Chapman’s fastball might not be the same, but he’s clearly complemented the pitch with a vicious slider that is helping him retain his status as one of the league’s most dominant relief options.
Chapman will make a critical decision about his opt-out following this season, which Steven has already covered in detail. I’m not sure if he’ll do it–I would not want to test those free agency waters at age 31 myself. With that said, though, he’s clearly demonstrated that he is more than a one-pitch pitcher.
Chapman has supplemented his legendary fastball with a slider equally effective, and he remains one of the best relievers in baseball as a result.

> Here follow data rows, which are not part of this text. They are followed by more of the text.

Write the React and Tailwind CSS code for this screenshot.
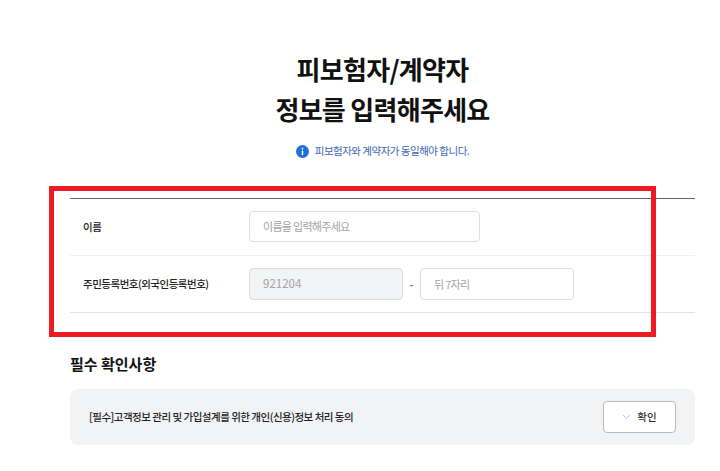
const font = { fontFamily: '"Noto Sans CJK KR", "Noto Sans", sans-serif' }

function InfoIcon() {
  return (
    <svg width="13" height="13" viewBox="0 0 13 13" className="shrink-0">
      <circle cx="6.5" cy="6.5" r="6.5" fill="#1f6fd6" />
      <rect x="5.7" y="2.8" width="1.6" height="1.7" rx="0.6" fill="#fff" />
      <rect x="5.7" y="5.6" width="1.6" height="4.6" rx="0.6" fill="#fff" />
    </svg>
  )
}

function Row({ label, children, border }) {
  return (
    <div className={`flex items-center h-[57px] ${border}`}>
      <div className="w-[179px] pl-[13px] text-[10.5px] tracking-[-0.5px] font-medium text-[#222]">{label}</div>
      {children}
    </div>
  )
}

function Field({ width, height, placeholder, disabled }) {
  return (
    <div
      className={`flex items-center pl-[13px] text-[#a3a3a3] border border-[#ddd] rounded-[4px] ${width} ${height} ${disabled ? 'bg-[#f2f3f5] text-[11.5px]' : 'bg-white text-[11px] tracking-[-0.7px]'}`}
    >
      {placeholder}
    </div>
  )
}

export default function App() {
  return (
    <div style={font} className="relative w-[720px] h-[471px] overflow-hidden bg-white">
      <div className="ml-[70px] w-[625px] pt-[49px]">
        <h1 className="text-center text-[26px] leading-[40px] font-bold text-[#111] tracking-[-0.7px]">
          피보험자/계약자<br />정보를 입력해주세요
        </h1>
        <div className="flex items-center justify-center gap-[6px] mt-[14px] h-[16px] text-[10.5px] tracking-[-0.5px] text-[#3a66b4]">
          <InfoIcon />
          <span>피보험자와 계약자가 동일해야 합니다.</span>
        </div>

        <div className="mt-[39px] border-t border-[#666]">
          <Row label="이름" border="border-b border-[#f0f0f0]">
            <div className="mb-[1px]">
              <Field width="w-[231px]" height="h-[31px]" placeholder="이름을 입력해주세요" />
            </div>
          </Row>
          <Row label="주민등록번호(외국인등록번호)" border="border-b border-[#e2e2e2]">
            <Field width="w-[154px]" height="h-[32px]" placeholder="921204" disabled />
            <span className="w-[17px] text-center text-[11px] font-bold text-[#777]">-</span>
            <Field width="w-[154px]" height="h-[32px]" placeholder="뒤 7자리" />
          </Row>
        </div>

        <h2 className="mt-[40px] text-[15px] leading-[22px] font-bold text-[#111]">필수 확인사항</h2>

        <div className="mt-[14px] flex items-center justify-between h-[56px] pl-[19px] pr-[19px] bg-[#f2f3f5] rounded-[8px]">
          <span className="text-[10.5px] tracking-[-0.5px] font-medium text-[#222]">[필수]고객정보 관리 및 가입설계를 위한 개인(신용)정보 처리 동의</span>
          <div className="flex items-center justify-center gap-[6px] w-[73px] h-[32px] bg-white border border-[#bbb] rounded-[4px] text-[10.5px] font-medium text-[#333]">
            <svg width="9" height="6" viewBox="0 0 9 6" fill="none">
              <path d="M1 1l3.5 3.5L8 1" stroke="#c4c4c4" strokeWidth="1" />
            </svg>
            확인
          </div>
        </div>
      </div>

      {/* 빨간 강조 박스 */}
      <div className="absolute left-[49px] top-[186px] w-[607px] h-[151px] border-[5px] border-[#ed1c24] pointer-events-none" />
    </div>
  )
}
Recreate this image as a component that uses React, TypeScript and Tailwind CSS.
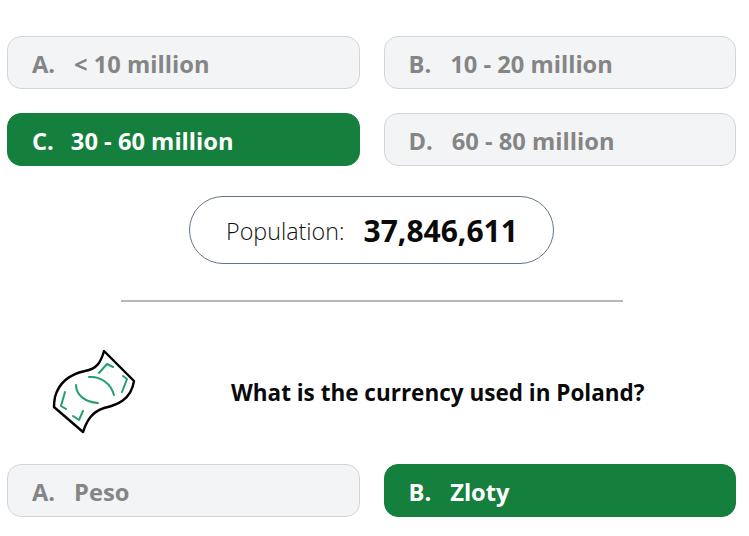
const font = "font-['Open_Sans','Noto_Sans',sans-serif]";

function Option({ letter, text, active = false, gap = "gap-[19px]" }: { letter: string; text: string; active?: boolean; gap?: string }) {
  return (
    <div
      className={`flex h-[53px] items-center ${gap} rounded-[14px] border pl-[24px] pt-[4px] text-[23.7px] font-bold ${
        active ? "border-[#15803d] bg-[#15803d] text-white" : "border-[#d1d5db] bg-[#f3f4f6] text-[#858585]"
      }`}
    >
      <span>{letter}</span>
      <span>{text}</span>
    </div>
  );
}

export default function App() {
  return (
    <div className={`flex h-[536px] w-[749px] flex-col overflow-hidden bg-white pl-[7px] pr-[13px] pt-[36px] ${font}`}>
      <div className="grid grid-cols-2 gap-x-[24px] gap-y-[24px]">
        <Option letter="A." text="< 10 million" />
        <Option letter="B." text="10 - 20 million" />
        <Option letter="C." text="30 - 60 million" active gap="gap-[17px]" />
        <Option letter="D." text="60 - 80 million" />
      </div>
      <div className="mt-[30px] flex justify-center">
        <div className="flex h-[68px] w-[365px] items-center gap-[19px] rounded-[34px] border border-[#64748b] pl-[36px]">
          <span className="pt-[2px] text-[23.3px] font-light text-[#111]">Population:</span>
          <span className="text-[30px] font-bold text-[#0a0a0a]">37,846,611</span>
        </div>
      </div>
      <div className="ml-[114px] mt-[36px] h-[2px] w-[502px] bg-[#b8b8b8]" />
      <div className="mt-[48px] flex h-[86px] items-center pl-[44px]">
        <svg viewBox="36 333 130 120" width="130" height="120" className="-my-[17px] -ml-[14px] shrink-0" fill="none" strokeLinecap="round" strokeLinejoin="round">
          <path d="M103 351 C100 362 96 369 84 371 C70 374 58 382 54 397 C53 402 53 405 53 407 L82 432 C86 420 91 412 103 408 C116 405 130 400 133 381 Z" stroke="#000" strokeWidth="2.4" />
          <g stroke="#22a06b" strokeWidth="2">
            <path d="M88 377 C100 376 110 384 113 395" />
            <path d="M75 385 C75 395 84 402 97 403" />
            <path d="M98 373 L106 364 L112 367" />
            <path d="M122 376 L126 379 L121 392" />
            <path d="M64 392 L60 406 L65 409" />
            <path d="M72 416 L78 420 L82 411" />
          </g>
        </svg>
        <div className="ml-[64px] text-[22.5px] font-bold text-[#0a0a0a]">What is the currency used in Poland?</div>
      </div>
      <div className="mt-[28px] grid grid-cols-2 gap-x-[24px]">
        <Option letter="A." text="Peso" />
        <Option letter="B." text="Zloty" active />
      </div>
    </div>
  );
}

That’s not ever a guarantee with relievers, who are famously volatile. (In old Internet baseball speak, the term is “fungible.”) That Chapman made this adjustment is a point in his favor. It’s a lot easier to feel comfortable about Chapman’s long-term outlook knowing that he’s not just willing to make an adjustment, but that he already has.
Anyway, the offseason is the offseason. That’ll come when it comes. For right now, we be confident entering the final stages of the 2019 season knowing that Chapman is there to close the door for the Yankees. Odds are, whomever the Yankees face in the postseason won’t have an option nearly as dominant at the back end of their pen.